A bear’s size is measured in two ways: its length in feet and the total size of its skull in inches. The length is measured from the end of the animal’s tail to the tip of its nose. Skull size is its maximum width plus the length. Skull size is the determining factor for P&Y or B&C record-book qualifications.
“We try to shoot an average of 7 feet,” he said. “That’s a great bear — 4 or 5 years old. We’ve killed them over 8 feet, which is a different animal. We’ve got a couple that we guided [that were] over 22 inches, which is giant for bears. A 21-inch bear is 1 in 10,000. That 22-incher is 1 in 100,000. It’s a special animal.”
The bear was jet black with a scar over its right eye. My guts told me it was an old boar. Until I had proof of twigs and berries, though, I sat with my bow on my lap.
He stood to smell the beaver, facing me, the dead animal at nose height, and I got my proof.
Before I completed the thought — raise your bow — he sank to all fours, turned directly away from me, and disappeared as silently as he had arrived.

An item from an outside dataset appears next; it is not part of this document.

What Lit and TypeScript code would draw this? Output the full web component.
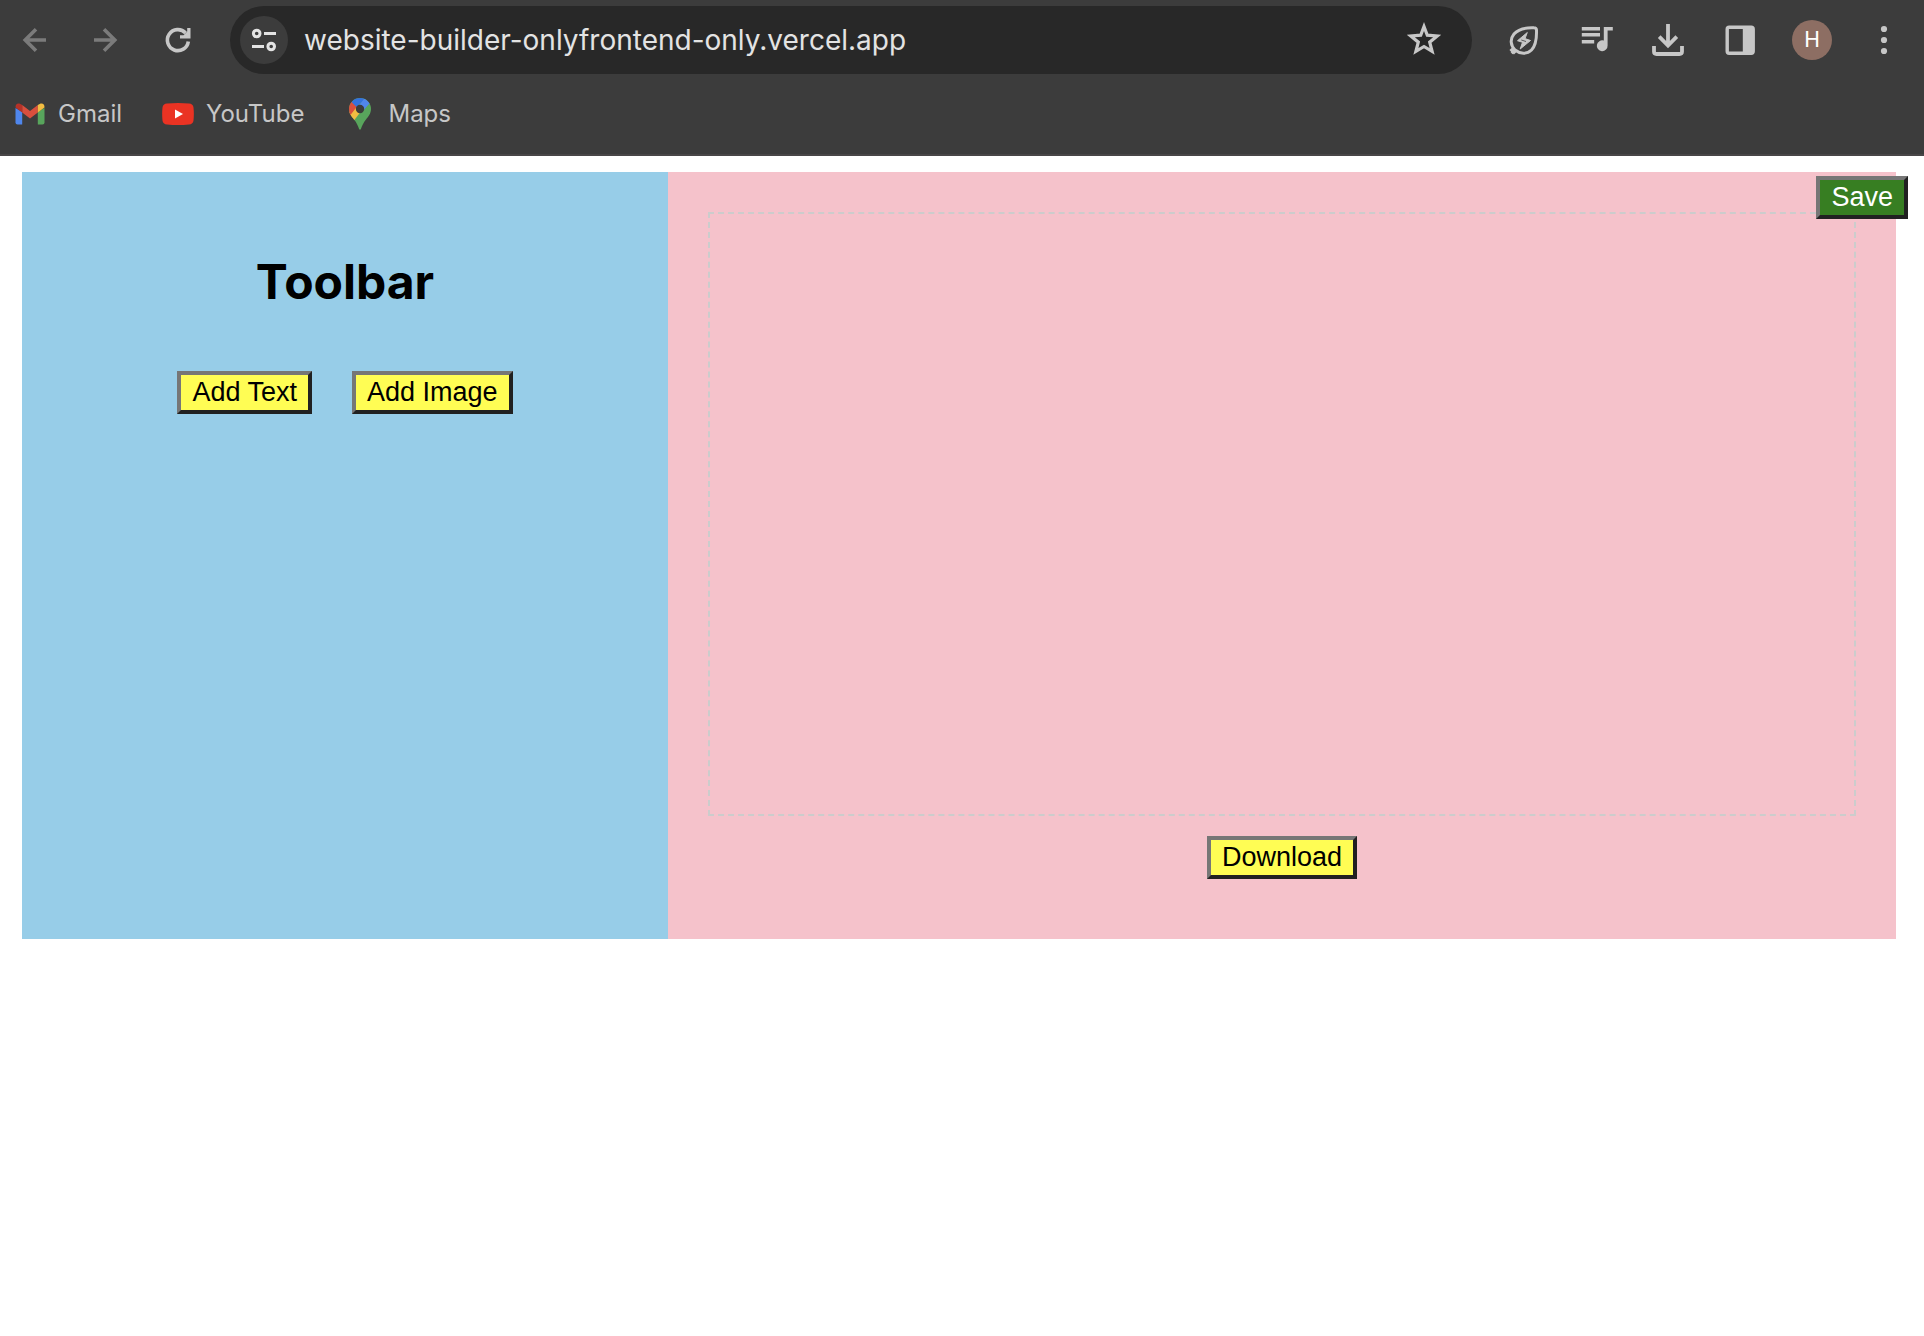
import { LitElement, html, css, svg } from "lit";
import { customElement } from "lit/decorators.js";

const icons = {
  back: svg`<path d="M36 24H15M26 13.200L15.200 24L26 34.800" fill="none" stroke="currentColor" stroke-width="3.600"/>`,
  forward: svg`<path d="M12 24H33M22 13.200L32.800 24L22 34.800" fill="none" stroke="currentColor" stroke-width="3.600"/>`,
  reload: svg`<path d="M34.300 25.500A10.500 10.500 0 1 1 31.600 17" fill="none" stroke="currentColor" stroke-width="3.600"/><path d="M36.500 12V22.500H26V19.200H29.500L33.200 15.500V12Z" fill="currentColor"/>`,
  tune: svg`<g fill="none" stroke="currentColor" stroke-width="3"><circle cx="16.700" cy="17.500" r="3.300"/><path d="M24 17.500H36M12 30.500H24"/><circle cx="31.200" cy="30.500" r="3.300"/></g>`,
  star: svg`<path d="M24 10.500L27.300 19.200L37.200 20L29.700 26.200L32.100 35.400L24 30.500L15.900 35.400L18.300 26.200L10.800 20L20.700 19.200Z" fill="none" stroke="currentColor" stroke-width="3.200"/>`,
  leaf: svg`<path d="M15 34C10.500 29.500 9.800 23 14 18C18.800 12.500 27 11.500 34 11.800Q36.300 11.800 36.500 14C36.800 23 35.500 30 31.500 34C27 38.500 20 38 15 34ZM15.500 34L11.500 37.200M10.500 33L15 37.500" fill="none" stroke="currentColor" stroke-width="3"/><path d="M27.300 16.500L17.500 24.700L22.500 26.300L20.200 33L30.500 24.500L25 22.600Z" fill="currentColor" stroke="currentColor" stroke-width="1" stroke-linejoin="round"/><path d="M21.300 24L26 25.500" stroke="#3c3c3c" stroke-width="0.800"/>`,
  music: svg`<path d="M9.800 11H28V14.600H9.800ZM9.800 17H28V20.600H9.800ZM9.800 24H22.200V27.500H9.800ZM31.800 11H40.800V14.600H35.600V29.500A5.400 5.400 0 1 1 31.800 24.600Z" fill="currentColor"/>`,
  download: svg`<path d="M24 8V29M15.200 20.700L24 29.500L32.800 20.700M10 30V35.500Q10 38 12.500 38H35.500Q38 38 38 35.500V30" fill="none" stroke="currentColor" stroke-width="3.800"/>`,
  panel: svg`<rect x="11.200" y="11.200" width="26" height="26" rx="2" fill="none" stroke="currentColor" stroke-width="3.400"/><path d="M26.800 11H37V38H26.800Z" fill="currentColor"/>`,
  more: svg`<g fill="currentColor"><circle cx="24" cy="13" r="3.100"/><circle cx="24" cy="24" r="3.100"/><circle cx="24" cy="35" r="3.100"/></g>`,
};

const gmailLogo = svg`
  <path d="M1.500 10V24.500Q1.500 26.500 3.500 26.500H8.200V14Z" fill="#4f86ec"/>
  <path d="M30.500 10V24.500Q30.500 26.500 28.500 26.500H23.800V14Z" fill="#58a55c"/>
  <path d="M8.200 7L16 13L23.800 7V14.500L16 20.500L8.200 14.500Z" fill="#d94f3d"/>
  <path d="M8.200 7V14.500L1.500 9.500C1.300 5.500 4.600 4 8.200 7Z" fill="#b53228"/>
  <path d="M23.800 7V14.500L30.500 9.500C30.700 5.500 27.400 4 23.800 7Z" fill="#f2bd42"/>`;

const youtubeLogo = svg`
  <path d="M5 5.500Q16 4.500 27 5.500Q31 5.800 31.500 9.500Q32.200 16 31.500 22.500Q31 26.200 27 26.500Q16 27.500 5 26.500Q1 26.200 .500 22.500Q-.200 16 .500 9.500Q1 5.800 5 5.500Z" fill="#ea3323"/>
  <path d="M13 11.500L21 16L13 20.500Z" fill="#fff"/>`;

const mapsLogo = svg`
  <clipPath id="pin"><path d="M16 0A11 11 0 0 1 27 11C27 15.500 24.500 18.500 22 21.500C19.500 24.500 18 28 17 30.800Q16 32.800 15 30.800C14 28 12.500 24.500 10 21.500C7.500 18.500 5 15.500 5 11A11 11 0 0 1 16 0Z"/></clipPath>
  <g clip-path="url(#pin)">
    <path d="M0 0H32V32H0Z" fill="#58a55c"/>
    <path d="M0 20L10.500 8H21L10 22.500L4 28Z" fill="#f2bd42"/>
    <path d="M0 0L7.500 3.500L13 8.500L6.500 17L0 20Z" fill="#d94f3d"/>
    <path d="M7.500 4L10 0H21L20.500 1.500L12.500 9Z" fill="#3372de"/>
    <path d="M20 1L30 0V4L25 6L18 14L12.500 10.500Z" fill="#5086ec"/>
  </g>
  <circle cx="16" cy="11" r="4.200" fill="#3c3c3c"/>`;

@customElement("browser-bar")
export class BrowserBar extends LitElement {
  static styles = css`
    :host {
      display: block;
      background: #3c3c3c;
      border-bottom: 2px solid #484647;
      color: #c7c7c7;
      font-family: Inter, "Liberation Sans", sans-serif;
    }
    .row {
      display: flex;
      align-items: center;
      gap: 28px;
      height: 80px;
      padding: 0 16px 0 10px;
      box-sizing: border-box;
    }
    .group {
      display: flex;
      align-items: center;
      gap: 24px;
    }
    button {
      display: grid;
      place-items: center;
      flex: none;
      width: 48px;
      height: 48px;
      padding: 0;
      border: 0;
      border-radius: 50%;
      background: none;
      color: inherit;
      font: inherit;
    }
    button:disabled {
      color: #7b7b7b;
    }
    .glyph {
      display: block;
      width: 48px;
      height: 48px;
    }
    .address {
      display: flex;
      align-items: center;
      flex: 1;
      min-width: 0;
      height: 68px;
      padding: 0 24px 0 10px;
      border-radius: 34px;
      box-sizing: border-box;
      background: #282828;
    }
    .site {
      background: #3c3c3c;
      color: #e3e3e3;
    }
    .url {
      flex: 1;
      min-width: 0;
      padding: 0 16px;
      border: 0;
      outline: 0;
      background: none;
      color: #e3e3e3;
      font: 28px/36px Inter, "Liberation Sans", sans-serif;
    }
    .avatar {
      display: grid;
      place-items: center;
      width: 40px;
      height: 40px;
      border-radius: 50%;
      background: #8d6e63;
      color: #fff;
      font: 22px/40px Roboto, "Liberation Sans", sans-serif;
    }
    .bookmarks {
      display: flex;
      gap: 40px;
      padding: 16px 14px 22px;
    }
    .bookmark {
      display: flex;
      align-items: center;
      gap: 12px;
      color: inherit;
      font-size: 24px;
      line-height: 36px;
      text-decoration: none;
    }
    .logo {
      width: 32px;
      height: 32px;
    }
  `;

  private icon(name: keyof typeof icons) {
    return html`<svg class="glyph" viewBox="0 0 48 48" aria-hidden="true">${icons[name]}</svg>`;
  }

  private bookmark(label: string, href: string, logo: unknown) {
    return html`<a class="bookmark" href=${href}
      ><svg class="logo" viewBox="0 0 32 32" aria-hidden="true">${logo}</svg><span>${label}</span></a
    >`;
  }

  render() {
    return html`
      <div class="row">
        <div class="group">
          <button aria-label="Back" disabled>${this.icon("back")}</button>
          <button aria-label="Forward" disabled>${this.icon("forward")}</button>
          <button aria-label="Reload">${this.icon("reload")}</button>
        </div>
        <div class="address">
          <button class="site" aria-label="Site information">${this.icon("tune")}</button>
          <input class="url" type="text" aria-label="Address" spellcheck="false"
            .value=${"website-builder-onlyfrontend-only.vercel.app"} />
          <button aria-label="Bookmark this page">${this.icon("star")}</button>
        </div>
        <div class="group">
          <button aria-label="Energy saver">${this.icon("leaf")}</button>
          <button aria-label="Media controls">${this.icon("music")}</button>
          <button aria-label="Downloads">${this.icon("download")}</button>
          <button aria-label="Side panel">${this.icon("panel")}</button>
          <button aria-label="Profile"><span class="avatar">H</span></button>
          <button aria-label="Menu">${this.icon("more")}</button>
        </div>
      </div>
      <nav class="bookmarks" aria-label="Bookmarks">
        ${this.bookmark("Gmail", "#gmail", gmailLogo)}
        ${this.bookmark("YouTube", "#youtube", youtubeLogo)}
        ${this.bookmark("Maps", "#maps", mapsLogo)}
      </nav>
    `;
  }
}

@customElement("site-builder")
export class SiteBuilder extends LitElement {
  static styles = css`
    :host {
      display: block;
      padding: 16px 28px 16px 22px;
      color: #000;
      font-family: Inter, "Liberation Sans", sans-serif;
    }
    .builder {
      position: relative;
      display: grid;
      grid-template-columns: 646fr 1228fr;
    }
    .tools {
      padding: 80px 40px 40px;
      background: #97cde8;
      text-align: center;
    }
    .title {
      margin: 0 0 59px;
      font-size: 48px;
      line-height: 60px;
      font-weight: 700;
    }
    .actions {
      display: flex;
      justify-content: center;
      gap: 40px;
    }
    .canvas {
      display: flex;
      flex-direction: column;
      align-items: center;
      gap: 20px;
      padding: 40px 40px 60px;
      background: #f5c2cb;
    }
    .drop {
      align-self: stretch;
      min-height: 600px;
      border: 2px dashed #ccc;
    }
    .action {
      padding: 2px 11px;
      border: 4px solid;
      border-color: #767676 #212121 #212121 #767676;
      background: #fffd54;
      color: #000;
      font: 27px/31px "Liberation Sans", Arial, sans-serif;
    }
    .save {
      position: absolute;
      top: 4px;
      right: -12px;
      background: #377e22;
      color: #fff;
    }
  `;

  render() {
    return html`
      <main class="builder">
        <section class="tools">
          <h2 class="title">Toolbar</h2>
          <div class="actions">
            <button class="action">Add Text</button>
            <button class="action">Add Image</button>
          </div>
        </section>
        <section class="canvas">
          <div class="drop"></div>
          <button class="action">Download</button>
        </section>
        <button class="action save">Save</button>
      </main>
    `;
  }
}

@customElement("app-root")
export class AppRoot extends LitElement {
  static styles = css`
    :host {
      display: block;
      min-height: 100vh;
      background: #fff;
    }
  `;

  render() {
    return html`<browser-bar></browser-bar><site-builder></site-builder>`;
  }
}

There are no givens in hunting. Even with thorough preparation, things are just as likely to not be in your favor once you step off the beaten path.
I had spent four days with the Rivets, poring over my gear, processing other hunters’ bears, and participating in the god-awful work that went into each bait site. Every time I sat in a stand, my attention was on ultra-high alert.
I watched a sow and her three cubs on two separate evenings as she treed the fat babies and ate in relative peace. I studied several young boars who fed on oats for hours. I spoke to a young sow that started climbing an adjacent tree to check me out like I would speak to my kids if they were misbehaving. “That’s enough. Go on. Get down.”
Even with the fortune of a giant bear standing perfectly broadside a mere 12 yards from me on my last evening, there was nothing lazy or unethical about any of those moments.
I didn’t fill my tags. No skin, skull, or backstraps came home with me in a cooler. But I did leave with profound respect for the animal — and an appreciation for the value and purpose that baiting serves.